When did marketing become a battle of brand versus performance?

On one side: long-term storytelling, emotional connections, and brand equity. On the other: short-term results, ROI dashboards, and conversion rates. And for too long, we’ve asked marketing leaders to pick a side.

But here’s the reality: that divide is no longer just outdated — it’s actively costing companies growth.

At Jan Kelley, we call this perspective Humanology — the art and science of putting human insights at the centre of marketing strategy, supported by data, technology, and AI-enabled performance. It’s about recognizing that brand and performance are not competing forces, but complementary ones that, when integrated, unlock scalable, sustainable growth.

According to Nielsen, integrating upper- and lower-funnel strategies can improve marketing effectiveness by up to 45%. That’s not a tweak. That’s a game-changing shift in performance. And yet, many marketing organizations still treat brand and performance as competing priorities.

So let’s state it plainly: the marketers who win in the next decade won’t be the ones who build the strongest brand or drive the best performance. They’ll be the ones who integrate both into a single, unified system.

The Platform Shift Demands a Mindset Shift

Five years ago, it still made some sense to divide brand and performance marketing. You had brand campaigns running on connected TV and YouTube for awareness, while performance lived in PPC ads and email campaigns aimed at conversion. But that line is officially erased.

Today’s media ecosystem no longer supports this separation. Platforms now blend storytelling and commerce in a single scroll. TikTok videos build brand equity and drive traffic in the same swipe. YouTube pre-roll can both increase brand lift and generate a click. This isn’t just a platform evolution — it’s a Humanology moment.

Today’s consumers expect seamless experiences that speak to both their emotions and their intent. Successful marketers are shifting mindset and media to reflect how real people actually move through digital ecosystems — fluidly, not in silos.

A new customer journey framework (developed by Boston Consulting Group) is now based on four key digital media behaviours: streaming, scrolling, searching and shopping.

Customers don’t separate their journey into brand and performance. So why should we?

The Business Case for Integration

The case for full-funnel integration goes beyond theory. A recent WARC report found that companies that increased focus on brand building after years of performance-first strategies saw a 90%+ ROI lift. These results underscore a key Humanology principle: campaigns perform best when built with both logic and empathy. Growth comes from understanding people (not just their clicks but their motivations ) and designing marketing that meets them there. Conversely, shifting away from an integrated strategy and back toward performance-only reduced ROI by 40%.

You don’t need more proof. You need a new playbook.

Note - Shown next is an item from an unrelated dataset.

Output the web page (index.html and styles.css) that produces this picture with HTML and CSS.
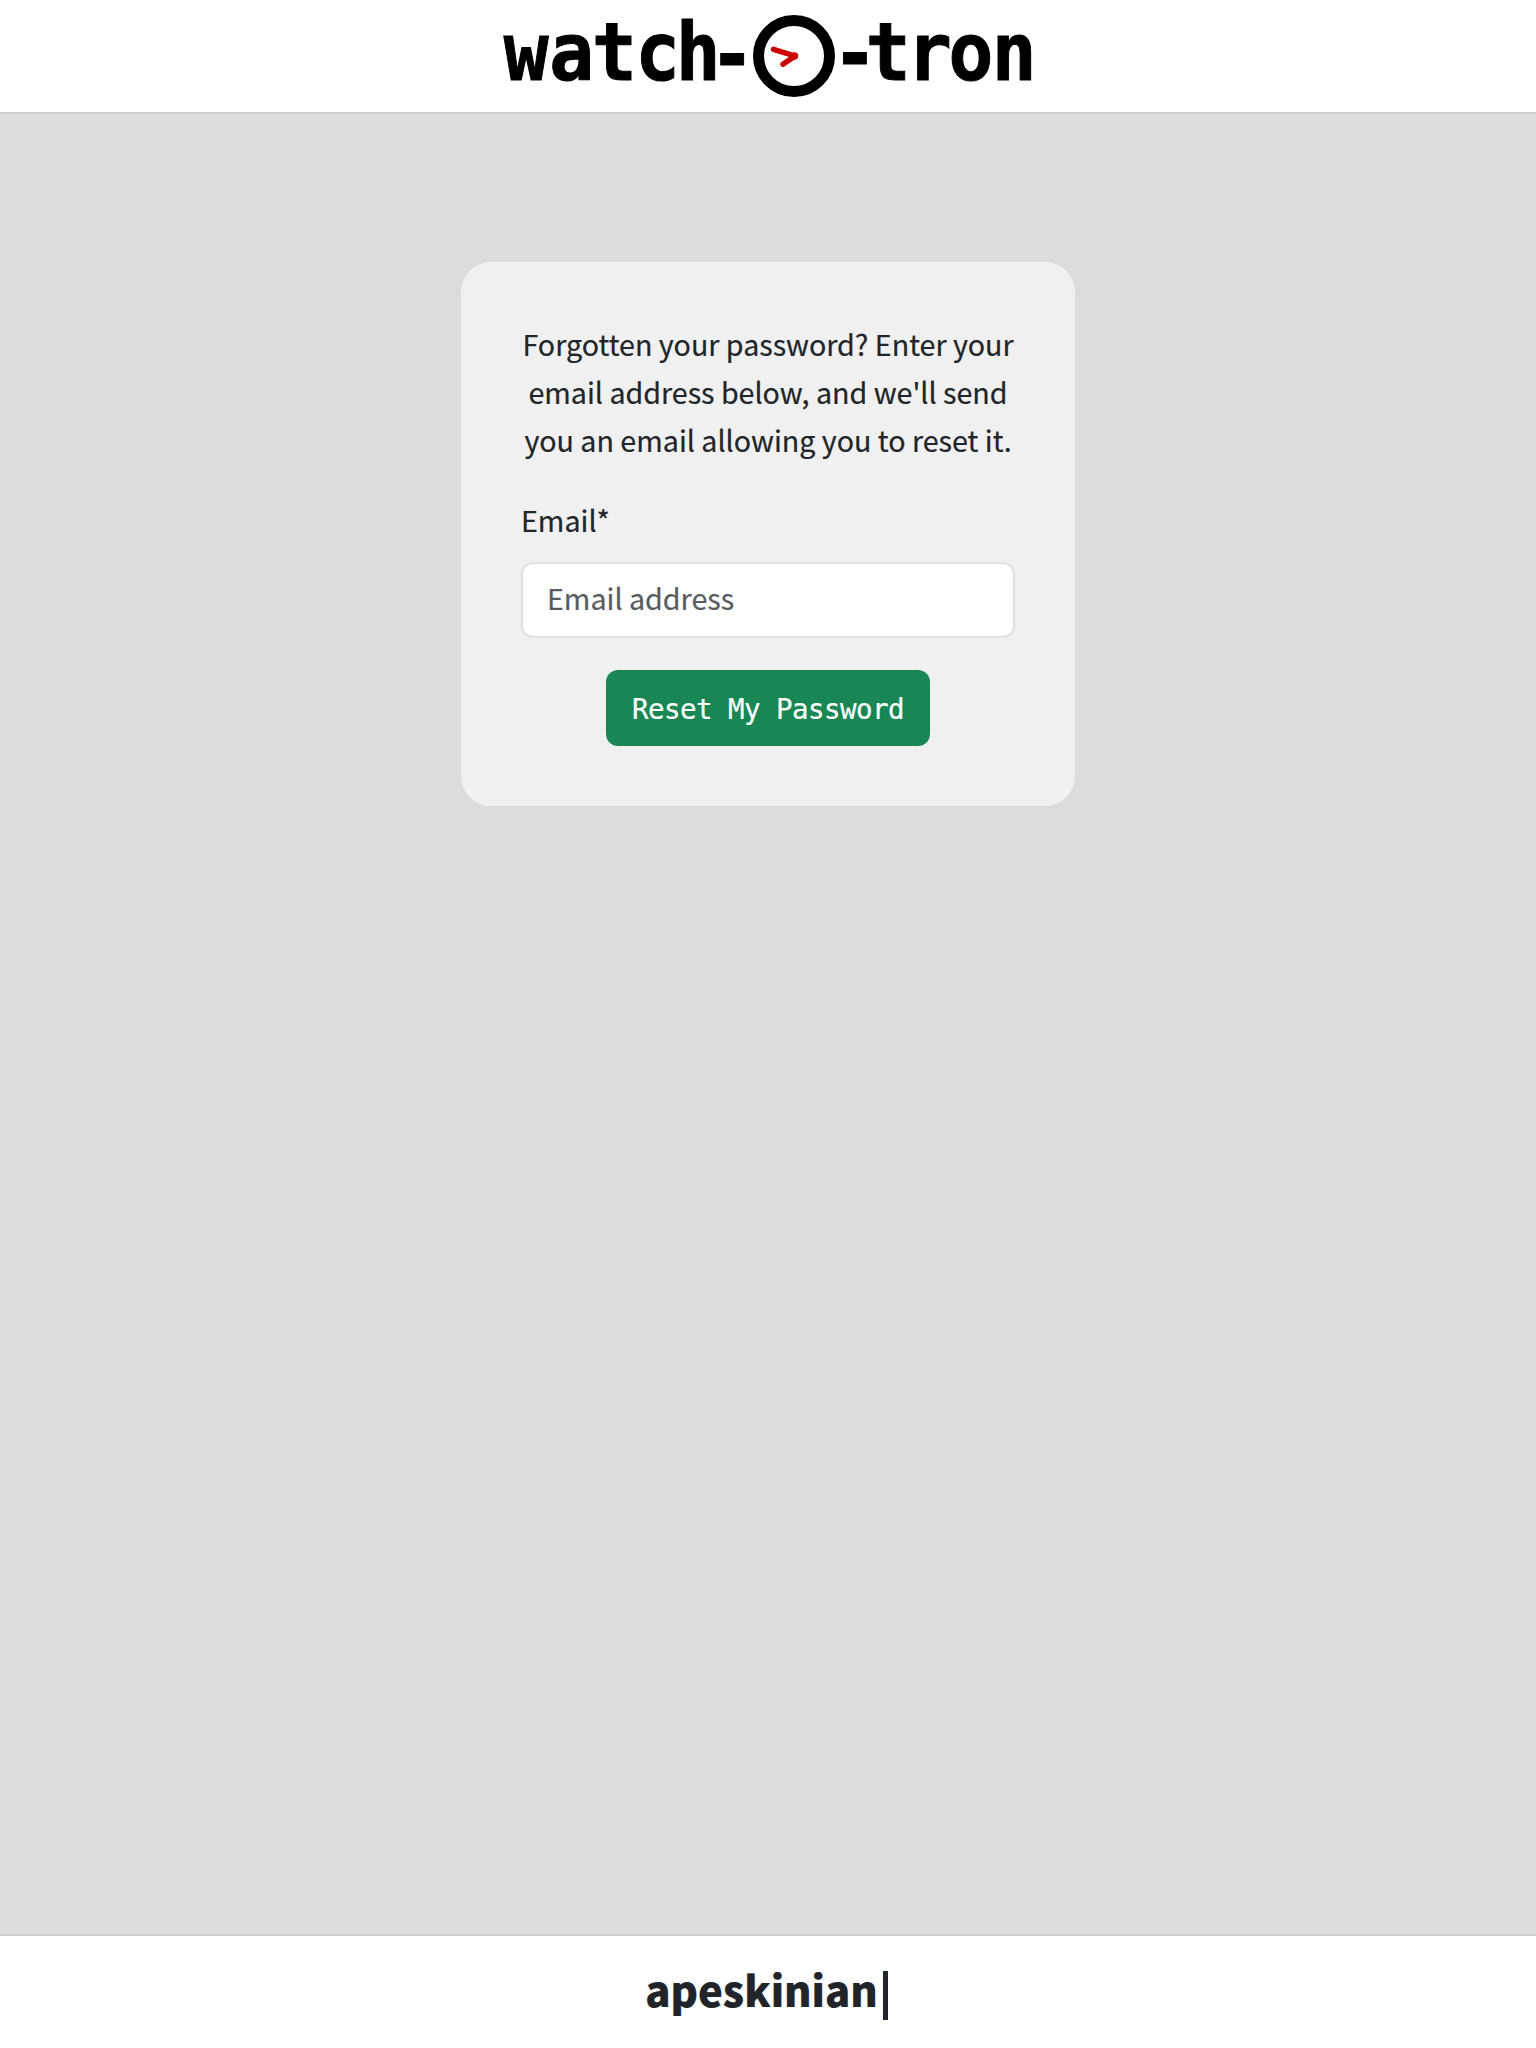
FILE: index.html
```html
<!DOCTYPE html>
<html lang="en">
<head>
<meta charset="utf-8">
<title>watch-O-tron</title>
<link rel="stylesheet" href="styles.css">
</head>
<body>
<header class="site-header">
<svg class="logo" width="536" height="112" viewBox="500 0 536 112" role="img" aria-label="watch-O-tron">
<g class="logo-text" transform="scale(.92 1)">
<text y="80.5 80.5 80.5 80.5 80.5 82" x="547.5 597 643.5 690.5 734.5 771.5">watch-</text>
<text y="81.5 80 80 80 80" x="905 941 986 1031 1078">-tron</text>
</g>
<circle cx="794" cy="56" r="35.5" fill="none" stroke="#000" stroke-width="11"/>
<path d="M773.5 49.3 795 56 783 64.2" fill="none" stroke="#c00" stroke-width="5.4" stroke-linecap="round" stroke-linejoin="round"/>
<circle cx="794.5" cy="56" r="3.7" fill="#c00"/>
</svg>
</header>
<main class="content">
<form class="card">
<p class="intro">Forgotten your password? Enter your<br>email address below, and we'll send<br>you an email allowing you to reset it.</p>
<label class="label" for="email">Email*</label>
<input class="input" id="email" type="email" placeholder="Email address">
<button class="button" type="button">Reset My Password</button>
</form>
</main>
<footer class="site-footer"><span class="author">apeskinian</span><span class="cursor"></span></footer>
</body>
</html>
```
FILE: styles.css
```css
* { box-sizing: border-box; }
body {
  margin: 0;
  min-height: 2048px;
  display: flex;
  flex-direction: column;
  background: #dcdcdc;
  color: #212529;
  font: 28.65px/48px "Noto Sans CJK SC", sans-serif;
  -webkit-text-stroke: .2px;
}
.site-header {
  height: 114px;
  display: flex;
  justify-content: center;
  background: #fff;
  border-bottom: 2px solid #d0d0d0;
}
.logo { display: block; }
.logo-text { font: bold 81px "DejaVu Sans Mono", monospace; fill: #000; stroke: #000; stroke-width: 1px; }
.content { flex: 1; display: flex; justify-content: center; align-items: flex-start; padding-top: 148px; }
.card {
  width: 614px;
  height: 544px;
  padding: 58px 60px 60px;
  display: flex;
  flex-direction: column;
  background: #f0f0f0;
  border-radius: 30px;
}
.intro { margin: 0 0 32px; text-align: center; white-space: nowrap; }
.label { margin-bottom: 18px; }
.input {
  width: 100%;
  height: 76px;
  margin-bottom: 32px;
  padding: 9px 24px 15px;
  border: 2px solid #dee2e6;
  border-radius: 12px;
  background: #fff;
  font: inherit;
}
.input::placeholder { color: #595c5f; opacity: 1; }
.button {
  align-self: center;
  width: 324px;
  height: 76px;
  padding: 2px 0 0;
  border: 0;
  border-radius: 12px;
  background: #198754;
  color: #fff;
  font: 27.5px/48px "DejaVu Sans Mono", monospace;
  letter-spacing: -.56px;
  white-space: nowrap;
}
.site-footer {
  height: 114px;
  display: flex;
  justify-content: center;
  align-items: center;
  background: #fff;
  border-top: 2px solid #d0d0d0;
}
.author { padding-bottom: 7px; font-size: 41.8px; font-weight: 900; }
.cursor { width: 5px; height: 49px; margin: 6px 3px 0 5px; background: #212529; }
```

At Jan Kelley, we’ve seen this firsthand. One of our clients, a digital-first financial institution, moved from siloed tactics to a full-funnel strategy that balanced awareness-building with conversion-focused media. The results? A 69% increase in brand recognition and a 7.3% lift in conversions — all in the same campaign.

This is what it looks like when you stop choosing.

Where to Start: Full-Funnel Marketing in Practice

Shifting from siloed strategies to an integrated approach takes more than a campaign brief. It takes alignment at the leadership level. It takes shared KPIs. And it takes a creative and media strategy built from the ground up to do both.

Here are three keys:

  1. Start with a unified performance media and creative strategy: A unified media and creative strategy defines how to express the brand and where to invest. Apply a Humanology lens by starting with insight into real human behaviour. Ask: what emotional or functional need are we solving? Then align brand expression and performance tactics accordingly.
  2. Move beyond last click attribution with unified KPIs: Leverage Media Mix Modeling (MMM) for a more holistic understanding of how branding and performance investments contribute to overall business success.
  3. Evolve the role of your agency partners: Enlist your agency partners to help break down the silos to ensure performance data informs creative and brand creative is aligned with performance goals.

The future of marketing isn’t brand or performance. It’s brand and performance, working in harmony, to deliver scalable, sustainable growth. It’s Humanology in action – where brand and performance aren’t opposing forces, but co-pilots. 

By putting people at the centre and aligning creativity with measurable outcomes, marketers unlock the full potential of both.